Vetternwirtschaft in Frankreich: Macron-Vertrauter unter Verdacht

Der französische Parlamentspräsident Richard Ferrand ist ein enger Mitarbeiter von Macron. Nun wird wegen einer Immobilienaffäre gegen ihn ermittelt.

Richard Ferrand hält seine Hände zur Kamera hin

Wäscht seine Hände in Unschuld: Das Immobiliengeschäft sei rechtmäßig gewesen, sagt Ferrand Foto: afp

PARIS dpa/afp | Frankreichs Justiz hat gegen den Präsidenten der Nationalversammlung, Richard Ferrand, ein Ermittlungsverfahren. Das teilte die Staatsanwaltschaft von Lille mit. Ferrand wird verdächtigt, als früherer Chef von Krankenversicherungsvereinen seiner Lebensgefährtin und ihrer Gesellschaft ein Sanierungsprojekt zugeschanzt zu haben. Die Vorwürfe lauten auf Vetternwirtschaft und illegale Einflussnahme. Ferrand ist ein Weggefährte von Staatspräsident Emmanuel Macron und ein wichtiger Politiker der Regierungsmehrheit.
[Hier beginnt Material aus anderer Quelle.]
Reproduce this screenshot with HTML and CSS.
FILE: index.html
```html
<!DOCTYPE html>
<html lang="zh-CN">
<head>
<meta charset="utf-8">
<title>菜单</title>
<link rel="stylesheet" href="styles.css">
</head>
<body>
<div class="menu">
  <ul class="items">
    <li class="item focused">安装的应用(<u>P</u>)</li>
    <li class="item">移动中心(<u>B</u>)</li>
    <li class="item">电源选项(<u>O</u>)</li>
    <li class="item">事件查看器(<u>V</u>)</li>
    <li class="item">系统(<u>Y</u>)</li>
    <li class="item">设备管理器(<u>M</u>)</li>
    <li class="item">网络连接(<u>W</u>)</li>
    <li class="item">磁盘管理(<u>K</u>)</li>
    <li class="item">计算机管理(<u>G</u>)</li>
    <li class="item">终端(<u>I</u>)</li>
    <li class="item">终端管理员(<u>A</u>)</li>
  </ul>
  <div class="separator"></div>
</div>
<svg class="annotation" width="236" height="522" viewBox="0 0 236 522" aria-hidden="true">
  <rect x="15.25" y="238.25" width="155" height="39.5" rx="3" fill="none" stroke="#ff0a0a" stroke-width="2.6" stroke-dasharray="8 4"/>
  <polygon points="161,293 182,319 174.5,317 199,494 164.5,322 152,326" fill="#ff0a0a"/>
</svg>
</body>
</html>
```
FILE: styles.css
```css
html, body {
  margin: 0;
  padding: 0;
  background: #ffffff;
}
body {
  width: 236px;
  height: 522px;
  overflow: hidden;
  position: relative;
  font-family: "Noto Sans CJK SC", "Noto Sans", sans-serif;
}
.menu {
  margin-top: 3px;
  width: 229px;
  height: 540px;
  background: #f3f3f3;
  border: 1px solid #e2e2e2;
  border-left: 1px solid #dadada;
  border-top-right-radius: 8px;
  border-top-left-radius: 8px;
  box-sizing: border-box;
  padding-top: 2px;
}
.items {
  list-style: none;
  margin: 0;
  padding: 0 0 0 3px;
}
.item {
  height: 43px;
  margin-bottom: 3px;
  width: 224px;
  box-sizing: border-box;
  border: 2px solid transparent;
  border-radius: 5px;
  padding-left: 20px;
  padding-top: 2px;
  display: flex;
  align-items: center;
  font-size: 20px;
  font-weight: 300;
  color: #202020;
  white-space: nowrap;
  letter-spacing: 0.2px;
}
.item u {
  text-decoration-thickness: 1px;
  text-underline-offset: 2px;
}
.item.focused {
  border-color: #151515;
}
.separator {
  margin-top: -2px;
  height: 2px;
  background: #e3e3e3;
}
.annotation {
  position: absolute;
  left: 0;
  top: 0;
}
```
Die Enthüllungszeitung „Canard Enchaîné“ hatte bereits vor mehr als zwei Jahren berichtet, dass Ferrands Versicherung 2011 Räume von seiner Lebensgefährtin angemietet hatte. Der Politiker hat stets betont, rechtmäßig gehandelt zu haben. Ferrand erklärte nun, er wolle sein Amt als Präsident der Nationalversammlung – dies ist das Unterhaus des französischen Parlaments – weiterführen. Er bleibe gelassen, was den Ausgang des Verfahrens angeht.

Regierungssprecherin Sibeth Ndiaye verwies am Donnerstag auf die Unschuldsvermutung. Es sei deshalb logisch, dass Präsident Macron weiterhin volles Vertrauen in Ferrand habe, sagte sie dem Radiosender Europe 1. Es gebe derzeit keinen Grund, sein Amt abzugeben, unterstrich Ndiaye im Sender BFMTV. Aus der Opposition wurden aber Rücktrittsforderungen laut.

Ferrand amtiert seit einem Jahr als Präsident der Nationalversammlung – das vierthöchste Amt im Staat. Zuvor war er Fraktionschef der Regierungspartei La République en Marche. Der frühere Sozialist hatte Macron auf seinem Weg an die Macht begleitet und dessen 2016 gegründete Partei mit aufgebaut. Er gilt als Macron-Vertrauter der ersten Stunde. Nach Macrons Wahlsieg im Mai 2017 saß Ferrand kurzzeitig als Wohnungsbauminister im Kabinett. Er musste dann aber schon nach wenigen Wochen gehen, nachdem er wegen der Vorwürfe um die Krankenversicherungsvereine ins Visier von Kritikern geraten war.

Es könnte zu einem Strafprozess kommen

Die Staatsanwaltschaft von Brest hatte in dieser Sache bereits 2017 Vorermittlungen aufgenommen, diese aber später eingestellt. Eine Anzeige einer Antikorruptionsorganisation führte dann jedoch dazu, dass Ermittler sich weiter damit beschäftigten.

Ferrand hatte nach Bekanntwerden des Immobiliengeschäfts erklärt, der Verwaltungsrat der Krankenversicherungsvereine der Bretagne habe damals drei Offerten zur Auswahl gehabt. Es sei „das beste Angebot“ ausgewählt worden – dies sei eine Räumlickeit gewesen, die seiner Frau gehört. Das sei „allen bekannt“ gewesen.

Die Einleitung eines Verfahrens bedeutet in Frankreich, dass die Ermittler „schwerwiegende oder übereinstimmende Indizien“ für ein Fehlverhalten sehen. Das Verfahren kann am Ende zu einem Strafprozess führen, falls die Ermittler ausreichend Beweise sehen, andernfalls können sie das Verfahren auch wieder einstellen.

Zusammen mit Bundestagspräsident Wolfgang Schäuble (CDU) hatte Ferrand im März eine deutsch-französische Parlamentsversammlung auf den Weg gebracht. Das Mini-Parlament mit je 50 Abgeordneten beider Länder tagt zweimal im Jahr.